▼
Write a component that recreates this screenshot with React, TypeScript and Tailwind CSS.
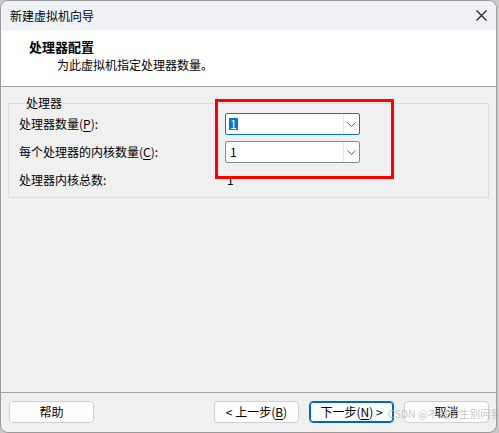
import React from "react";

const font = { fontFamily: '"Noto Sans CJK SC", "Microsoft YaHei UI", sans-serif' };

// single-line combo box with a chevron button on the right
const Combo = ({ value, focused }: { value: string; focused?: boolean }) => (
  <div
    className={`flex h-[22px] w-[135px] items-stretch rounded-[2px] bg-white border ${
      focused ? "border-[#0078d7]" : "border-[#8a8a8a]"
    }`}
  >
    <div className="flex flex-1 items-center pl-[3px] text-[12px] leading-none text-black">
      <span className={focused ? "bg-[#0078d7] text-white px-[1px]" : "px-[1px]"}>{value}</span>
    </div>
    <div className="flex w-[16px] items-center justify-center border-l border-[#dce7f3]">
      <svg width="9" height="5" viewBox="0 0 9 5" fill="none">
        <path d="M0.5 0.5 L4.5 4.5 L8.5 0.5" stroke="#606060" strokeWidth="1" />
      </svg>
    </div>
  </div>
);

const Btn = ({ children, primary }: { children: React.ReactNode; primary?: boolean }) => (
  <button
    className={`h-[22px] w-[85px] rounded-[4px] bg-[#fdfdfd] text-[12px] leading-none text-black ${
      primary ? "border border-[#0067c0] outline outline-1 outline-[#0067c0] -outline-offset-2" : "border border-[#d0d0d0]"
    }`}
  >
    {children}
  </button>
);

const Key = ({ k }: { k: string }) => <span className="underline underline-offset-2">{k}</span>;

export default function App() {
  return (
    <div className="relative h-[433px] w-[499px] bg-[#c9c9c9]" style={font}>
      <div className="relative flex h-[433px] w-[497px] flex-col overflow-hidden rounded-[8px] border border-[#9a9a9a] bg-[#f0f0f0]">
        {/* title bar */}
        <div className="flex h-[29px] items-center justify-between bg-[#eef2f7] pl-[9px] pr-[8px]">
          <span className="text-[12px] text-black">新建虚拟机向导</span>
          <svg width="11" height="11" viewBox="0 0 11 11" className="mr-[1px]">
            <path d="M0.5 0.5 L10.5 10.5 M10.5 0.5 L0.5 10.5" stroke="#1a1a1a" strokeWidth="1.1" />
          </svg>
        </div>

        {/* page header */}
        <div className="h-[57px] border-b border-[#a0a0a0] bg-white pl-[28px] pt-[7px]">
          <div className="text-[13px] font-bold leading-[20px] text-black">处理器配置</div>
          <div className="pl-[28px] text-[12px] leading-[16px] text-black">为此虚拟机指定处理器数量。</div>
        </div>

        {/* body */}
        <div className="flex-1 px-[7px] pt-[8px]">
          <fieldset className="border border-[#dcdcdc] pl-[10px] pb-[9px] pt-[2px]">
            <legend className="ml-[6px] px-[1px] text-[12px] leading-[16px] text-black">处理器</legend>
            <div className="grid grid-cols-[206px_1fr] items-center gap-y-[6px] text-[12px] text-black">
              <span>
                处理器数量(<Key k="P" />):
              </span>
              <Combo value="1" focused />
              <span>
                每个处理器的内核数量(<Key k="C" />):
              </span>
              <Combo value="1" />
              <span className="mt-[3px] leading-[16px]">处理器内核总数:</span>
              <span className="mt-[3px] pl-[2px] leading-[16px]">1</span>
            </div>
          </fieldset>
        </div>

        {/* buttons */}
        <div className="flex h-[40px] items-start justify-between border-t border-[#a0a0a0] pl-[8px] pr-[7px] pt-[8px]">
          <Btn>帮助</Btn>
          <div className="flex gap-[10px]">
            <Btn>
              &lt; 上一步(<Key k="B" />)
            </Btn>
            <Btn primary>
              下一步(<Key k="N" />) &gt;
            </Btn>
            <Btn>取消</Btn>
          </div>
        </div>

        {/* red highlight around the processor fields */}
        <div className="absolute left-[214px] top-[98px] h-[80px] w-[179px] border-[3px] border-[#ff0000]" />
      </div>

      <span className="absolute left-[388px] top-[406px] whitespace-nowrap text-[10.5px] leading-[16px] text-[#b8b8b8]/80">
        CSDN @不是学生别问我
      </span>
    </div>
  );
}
▲
▼
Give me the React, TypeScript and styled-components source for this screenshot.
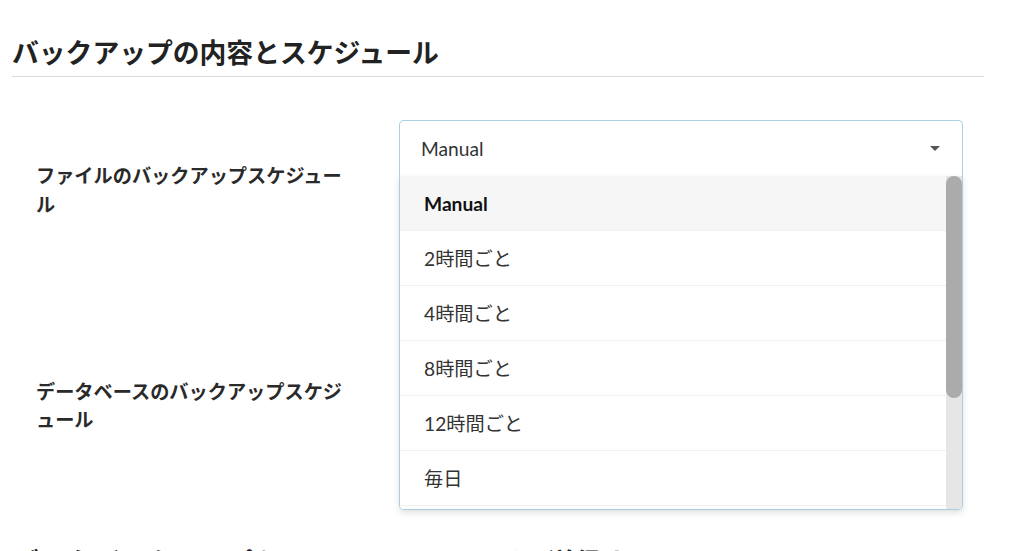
▲
▼
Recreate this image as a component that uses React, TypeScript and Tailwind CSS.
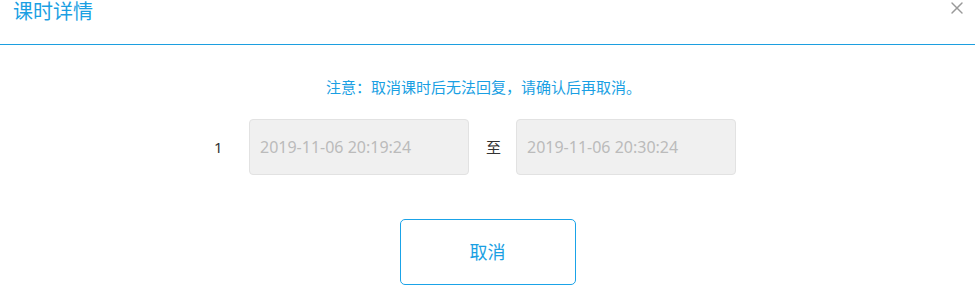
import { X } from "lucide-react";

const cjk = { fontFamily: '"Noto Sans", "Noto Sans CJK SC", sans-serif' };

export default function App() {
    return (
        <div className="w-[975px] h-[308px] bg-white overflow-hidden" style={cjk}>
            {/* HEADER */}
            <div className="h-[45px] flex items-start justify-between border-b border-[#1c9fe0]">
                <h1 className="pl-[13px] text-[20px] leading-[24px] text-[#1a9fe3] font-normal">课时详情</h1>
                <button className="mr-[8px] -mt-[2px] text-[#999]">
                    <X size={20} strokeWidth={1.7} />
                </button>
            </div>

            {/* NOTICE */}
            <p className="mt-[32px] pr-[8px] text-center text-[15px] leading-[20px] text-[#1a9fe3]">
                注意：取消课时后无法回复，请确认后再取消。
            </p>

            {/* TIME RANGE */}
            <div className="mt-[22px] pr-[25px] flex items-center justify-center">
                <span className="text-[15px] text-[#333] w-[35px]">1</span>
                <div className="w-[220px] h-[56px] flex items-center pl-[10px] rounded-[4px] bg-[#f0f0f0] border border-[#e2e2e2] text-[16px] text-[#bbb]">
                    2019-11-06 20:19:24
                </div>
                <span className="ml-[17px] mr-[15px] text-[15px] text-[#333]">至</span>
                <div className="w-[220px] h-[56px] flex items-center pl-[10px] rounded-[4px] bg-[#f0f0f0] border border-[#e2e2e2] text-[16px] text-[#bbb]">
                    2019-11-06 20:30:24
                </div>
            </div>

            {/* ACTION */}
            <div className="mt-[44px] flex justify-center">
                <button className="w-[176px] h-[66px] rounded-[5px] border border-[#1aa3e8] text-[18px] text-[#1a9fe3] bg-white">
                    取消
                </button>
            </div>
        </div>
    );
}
▲
> [AIM]: Determine how many lines above contain "with" as a word or string. Give the number alone.

> [RESULT OF THIS TASK]: 2